Accounting giant KPMG announced Tuesday that its new CEO and chairman will be company veteran Lynne Doughtie, the first woman in the position.
She was elected by KPMG partners for a five-year term, and will start in her new position in July. Her appointment to CEO follows that of Cathy Engelbert at Deloitte, another “Big Four” consultancy.
Doughtie, 52, has been at the company for three decades. She started at KPMG in 1985 as an auditor. Most recently, she led the the firm’s US consulting branch, which has grown at a 17% annual rate (paywall) since she took over in 2011.

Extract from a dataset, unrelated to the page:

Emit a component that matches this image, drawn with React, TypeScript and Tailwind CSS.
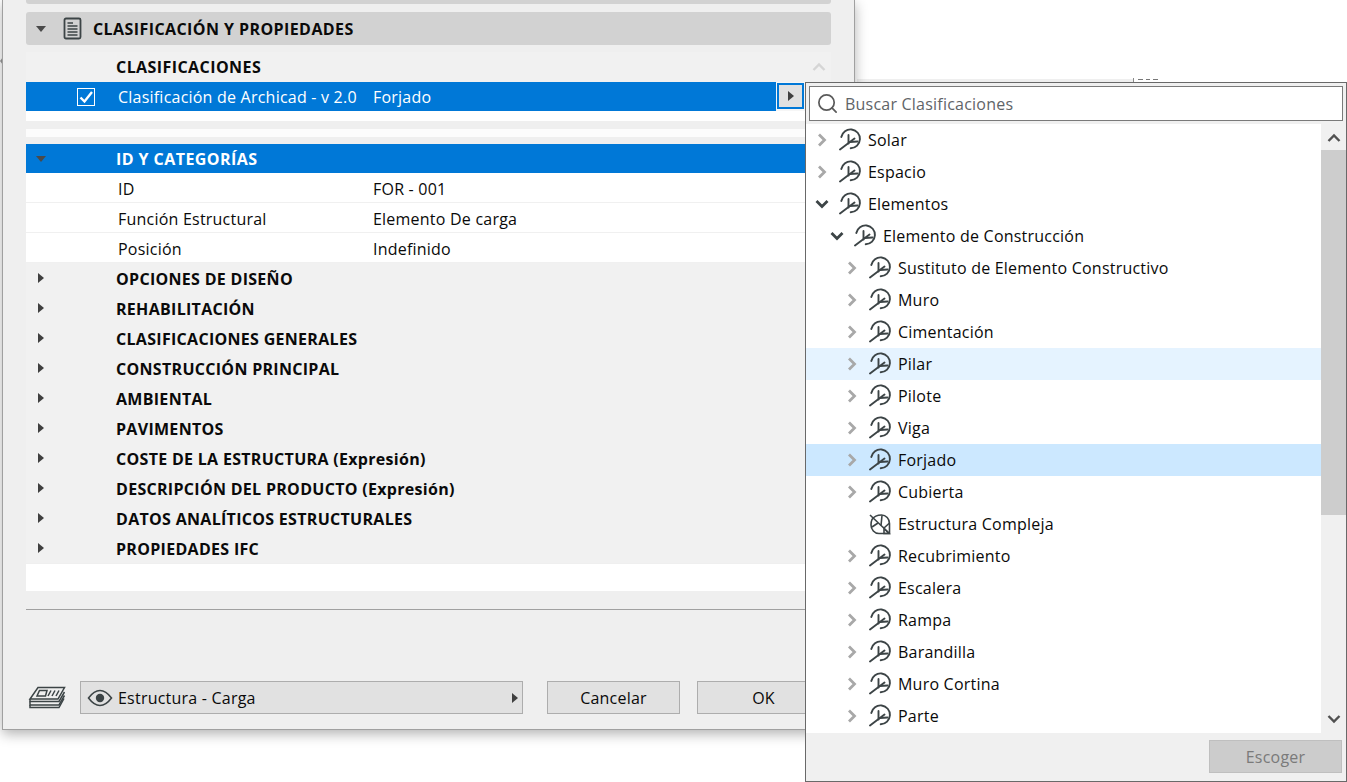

Women make up only 4.6% of CEOs of companies in the S&P 500. Because of slow turnover at the highest echelons, changes towards more egalitarianism further down the chain haven’t yet translated into many women getting the top jobs. But both KPMG and Deloitte CEOs serve for limited terms—five years in KPMG’s case, four in Deloitte’s—which may be why Doughtie and Engelbert were able to get their chance. In the US, 44.5% of KPMG’s workers are women, as are 19% of the company’s partners. The company told Quartz that women make up 46.1% of the university graduates it hires, and 43.2% of hires with previous work experience.
A recent project by crowd-funded trading platform Quantopian showed that companies run by women CEOs perform better than the average.